Problem to solve:
Pictures stay out of the copy; restate everything else in the material exactly.

Dataset excerpt:
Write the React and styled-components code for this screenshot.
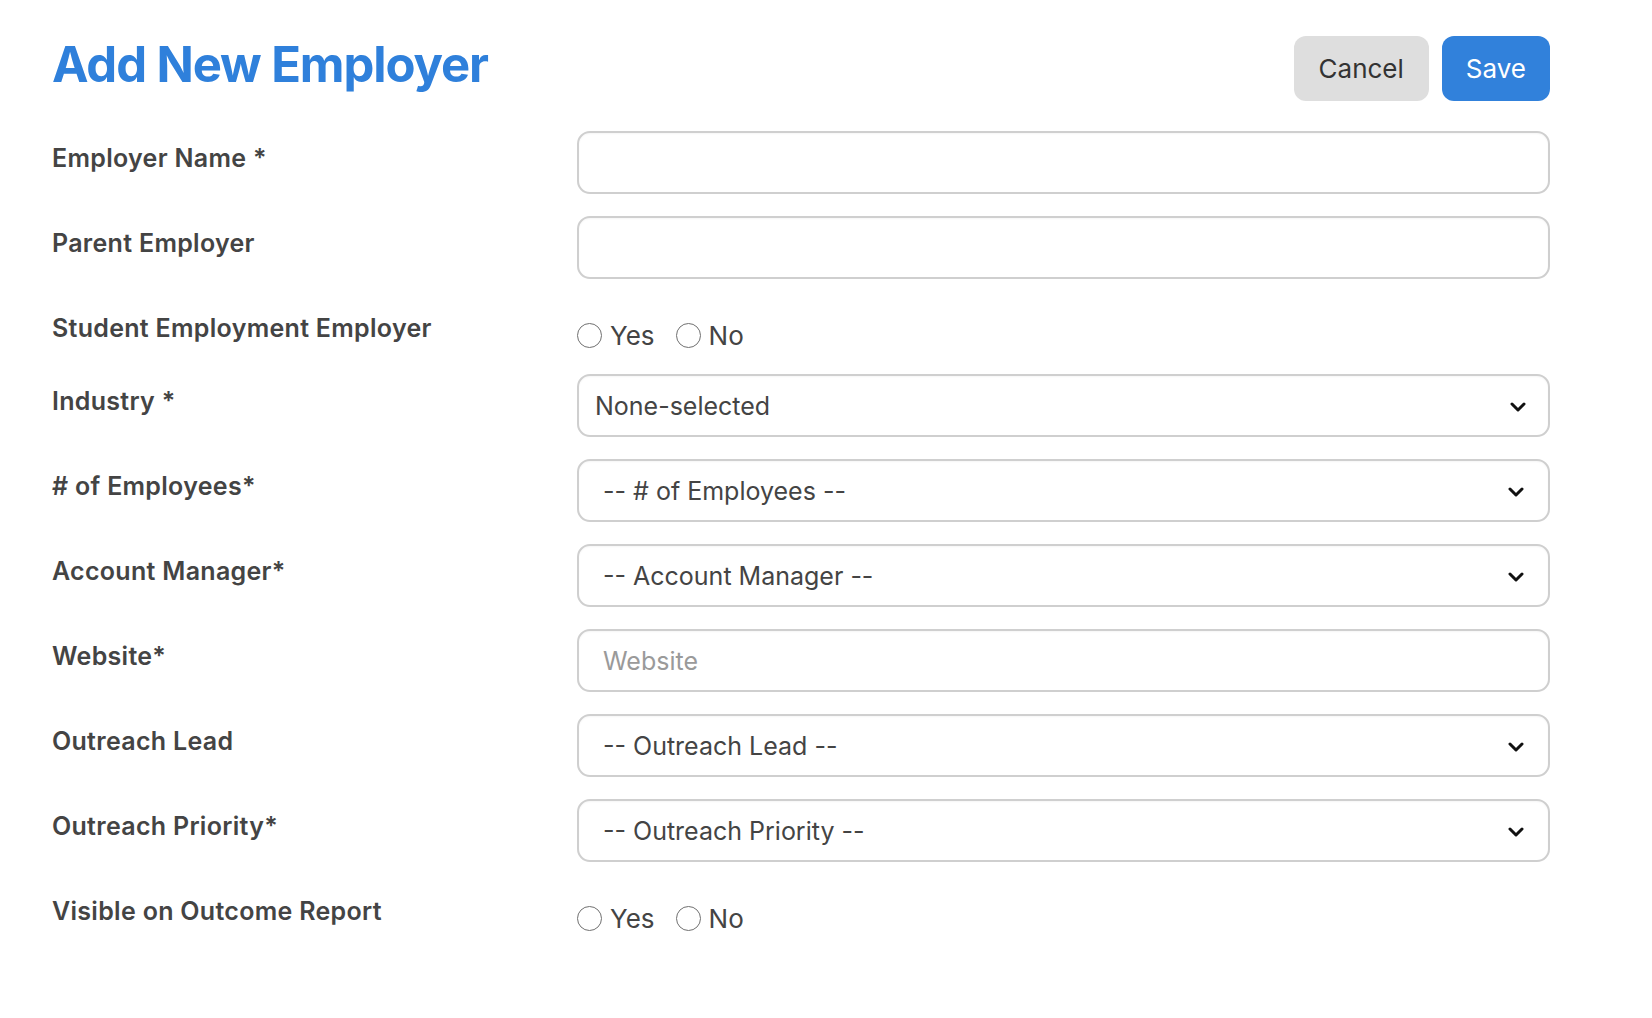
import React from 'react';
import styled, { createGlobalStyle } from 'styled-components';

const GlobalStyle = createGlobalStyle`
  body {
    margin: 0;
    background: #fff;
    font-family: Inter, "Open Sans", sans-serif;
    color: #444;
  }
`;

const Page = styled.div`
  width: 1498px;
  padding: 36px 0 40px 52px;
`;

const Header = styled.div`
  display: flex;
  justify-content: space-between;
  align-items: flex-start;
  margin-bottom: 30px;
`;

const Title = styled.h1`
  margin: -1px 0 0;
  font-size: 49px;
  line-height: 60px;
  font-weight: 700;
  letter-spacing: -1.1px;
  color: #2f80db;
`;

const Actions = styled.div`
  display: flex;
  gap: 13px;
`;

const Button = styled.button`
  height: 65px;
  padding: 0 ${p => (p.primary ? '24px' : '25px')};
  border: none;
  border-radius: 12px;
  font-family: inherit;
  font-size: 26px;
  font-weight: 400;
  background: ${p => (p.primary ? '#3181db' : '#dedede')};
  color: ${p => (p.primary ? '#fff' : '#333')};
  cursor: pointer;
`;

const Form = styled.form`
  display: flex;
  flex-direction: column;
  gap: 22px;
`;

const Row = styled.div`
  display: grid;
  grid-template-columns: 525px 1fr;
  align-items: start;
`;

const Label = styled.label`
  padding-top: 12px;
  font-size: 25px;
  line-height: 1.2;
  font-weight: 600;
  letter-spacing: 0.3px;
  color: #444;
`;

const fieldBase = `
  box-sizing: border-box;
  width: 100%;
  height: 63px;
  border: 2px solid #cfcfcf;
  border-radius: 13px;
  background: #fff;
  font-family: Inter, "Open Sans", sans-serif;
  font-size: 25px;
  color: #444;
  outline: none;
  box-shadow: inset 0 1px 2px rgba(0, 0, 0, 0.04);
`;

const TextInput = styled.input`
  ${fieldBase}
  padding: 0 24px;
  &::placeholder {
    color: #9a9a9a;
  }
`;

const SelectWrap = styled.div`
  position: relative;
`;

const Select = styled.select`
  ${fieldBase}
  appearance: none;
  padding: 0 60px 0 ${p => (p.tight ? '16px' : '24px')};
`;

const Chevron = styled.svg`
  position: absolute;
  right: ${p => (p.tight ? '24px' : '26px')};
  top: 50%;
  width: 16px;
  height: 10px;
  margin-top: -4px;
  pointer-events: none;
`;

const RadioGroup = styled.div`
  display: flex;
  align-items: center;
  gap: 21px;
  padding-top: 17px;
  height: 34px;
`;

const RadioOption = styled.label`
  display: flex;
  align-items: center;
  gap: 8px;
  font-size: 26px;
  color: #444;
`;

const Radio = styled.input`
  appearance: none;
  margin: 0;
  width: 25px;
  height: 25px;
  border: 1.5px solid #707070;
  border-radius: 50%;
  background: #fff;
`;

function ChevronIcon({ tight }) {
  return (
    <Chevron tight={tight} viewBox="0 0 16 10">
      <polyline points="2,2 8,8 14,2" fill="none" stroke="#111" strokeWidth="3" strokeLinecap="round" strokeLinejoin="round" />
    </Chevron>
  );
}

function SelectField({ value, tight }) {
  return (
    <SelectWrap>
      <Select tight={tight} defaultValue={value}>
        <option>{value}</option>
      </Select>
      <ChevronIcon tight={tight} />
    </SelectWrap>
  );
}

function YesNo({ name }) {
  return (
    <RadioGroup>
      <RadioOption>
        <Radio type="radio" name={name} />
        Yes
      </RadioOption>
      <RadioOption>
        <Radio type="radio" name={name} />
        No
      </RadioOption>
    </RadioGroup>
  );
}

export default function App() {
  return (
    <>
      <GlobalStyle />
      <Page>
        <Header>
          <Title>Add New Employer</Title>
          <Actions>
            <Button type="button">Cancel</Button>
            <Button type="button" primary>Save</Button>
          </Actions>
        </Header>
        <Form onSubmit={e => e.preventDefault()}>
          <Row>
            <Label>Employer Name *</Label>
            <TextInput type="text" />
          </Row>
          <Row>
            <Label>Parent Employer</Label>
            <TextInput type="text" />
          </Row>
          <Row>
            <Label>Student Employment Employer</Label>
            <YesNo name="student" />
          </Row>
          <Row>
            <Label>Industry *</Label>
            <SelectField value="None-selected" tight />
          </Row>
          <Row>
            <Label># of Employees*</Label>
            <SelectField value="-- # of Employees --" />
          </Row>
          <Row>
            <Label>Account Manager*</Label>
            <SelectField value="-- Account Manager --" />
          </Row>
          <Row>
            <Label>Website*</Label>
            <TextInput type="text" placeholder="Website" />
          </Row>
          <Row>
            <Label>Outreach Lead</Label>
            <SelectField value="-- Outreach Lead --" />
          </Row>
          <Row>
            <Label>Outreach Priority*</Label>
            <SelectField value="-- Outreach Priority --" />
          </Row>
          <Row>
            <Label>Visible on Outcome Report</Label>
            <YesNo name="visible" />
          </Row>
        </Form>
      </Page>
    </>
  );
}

Answer to the problem:
Write the React and styled-components code for this screenshot.
import React from 'react';
import styled, { createGlobalStyle } from 'styled-components';

const GlobalStyle = createGlobalStyle`
  body {
    margin: 0;
    background: #fff;
    font-family: Inter, "Open Sans", sans-serif;
    color: #444;
  }
`;

const Page = styled.div`
  width: 1498px;
  padding: 36px 0 40px 52px;
`;

const Header = styled.div`
  display: flex;
  justify-content: space-between;
  align-items: flex-start;
  margin-bottom: 30px;
`;

const Title = styled.h1`
  margin: -1px 0 0;
  font-size: 49px;
  line-height: 60px;
  font-weight: 700;
  letter-spacing: -1.1px;
  color: #2f80db;
`;

const Actions = styled.div`
  display: flex;
  gap: 13px;
`;

const Button = styled.button`
  height: 65px;
  padding: 0 ${p => (p.primary ? '24px' : '25px')};
  border: none;
  border-radius: 12px;
  font-family: inherit;
  font-size: 26px;
  font-weight: 400;
  background: ${p => (p.primary ? '#3181db' : '#dedede')};
  color: ${p => (p.primary ? '#fff' : '#333')};
  cursor: pointer;
`;

const Form = styled.form`
  display: flex;
  flex-direction: column;
  gap: 22px;
`;

const Row = styled.div`
  display: grid;
  grid-template-columns: 525px 1fr;
  align-items: start;
`;

const Label = styled.label`
  padding-top: 12px;
  font-size: 25px;
  line-height: 1.2;
  font-weight: 600;
  letter-spacing: 0.3px;
  color: #444;
`;

const fieldBase = `
  box-sizing: border-box;
  width: 100%;
  height: 63px;
  border: 2px solid #cfcfcf;
  border-radius: 13px;
  background: #fff;
  font-family: Inter, "Open Sans", sans-serif;
  font-size: 25px;
  color: #444;
  outline: none;
  box-shadow: inset 0 1px 2px rgba(0, 0, 0, 0.04);
`;

const TextInput = styled.input`
  ${fieldBase}
  padding: 0 24px;
  &::placeholder {
    color: #9a9a9a;
  }
`;

const SelectWrap = styled.div`
  position: relative;
`;

const Select = styled.select`
  ${fieldBase}
  appearance: none;
  padding: 0 60px 0 ${p => (p.tight ? '16px' : '24px')};
`;

const Chevron = styled.svg`
  position: absolute;
  right: ${p => (p.tight ? '24px' : '26px')};
  top: 50%;
  width: 16px;
  height: 10px;
  margin-top: -4px;
  pointer-events: none;
`;

const RadioGroup = styled.div`
  display: flex;
  align-items: center;
  gap: 21px;
  padding-top: 17px;
  height: 34px;
`;

const RadioOption = styled.label`
  display: flex;
  align-items: center;
  gap: 8px;
  font-size: 26px;
  color: #444;
`;

const Radio = styled.input`
  appearance: none;
  margin: 0;
  width: 25px;
  height: 25px;
  border: 1.5px solid #707070;
  border-radius: 50%;
  background: #fff;
`;

function ChevronIcon({ tight }) {
  return (
    <Chevron tight={tight} viewBox="0 0 16 10">
      <polyline points="2,2 8,8 14,2" fill="none" stroke="#111" strokeWidth="3" strokeLinecap="round" strokeLinejoin="round" />
    </Chevron>
  );
}

function SelectField({ value, tight }) {
  return (
    <SelectWrap>
      <Select tight={tight} defaultValue={value}>
        <option>{value}</option>
      </Select>
      <ChevronIcon tight={tight} />
    </SelectWrap>
  );
}

function YesNo({ name }) {
  return (
    <RadioGroup>
      <RadioOption>
        <Radio type="radio" name={name} />
        Yes
      </RadioOption>
      <RadioOption>
        <Radio type="radio" name={name} />
        No
      </RadioOption>
    </RadioGroup>
  );
}

export default function App() {
  return (
    <>
      <GlobalStyle />
      <Page>
        <Header>
          <Title>Add New Employer</Title>
          <Actions>
            <Button type="button">Cancel</Button>
            <Button type="button" primary>Save</Button>
          </Actions>
        </Header>
        <Form onSubmit={e => e.preventDefault()}>
          <Row>
            <Label>Employer Name *</Label>
            <TextInput type="text" />
          </Row>
          <Row>
            <Label>Parent Employer</Label>
            <TextInput type="text" />
          </Row>
          <Row>
            <Label>Student Employment Employer</Label>
            <YesNo name="student" />
          </Row>
          <Row>
            <Label>Industry *</Label>
            <SelectField value="None-selected" tight />
          </Row>
          <Row>
            <Label># of Employees*</Label>
            <SelectField value="-- # of Employees --" />
          </Row>
          <Row>
            <Label>Account Manager*</Label>
            <SelectField value="-- Account Manager --" />
          </Row>
          <Row>
            <Label>Website*</Label>
            <TextInput type="text" placeholder="Website" />
          </Row>
          <Row>
            <Label>Outreach Lead</Label>
            <SelectField value="-- Outreach Lead --" />
          </Row>
          <Row>
            <Label>Outreach Priority*</Label>
            <SelectField value="-- Outreach Priority --" />
          </Row>
          <Row>
            <Label>Visible on Outcome Report</Label>
            <YesNo name="visible" />
          </Row>
        </Form>
      </Page>
    </>
  );
}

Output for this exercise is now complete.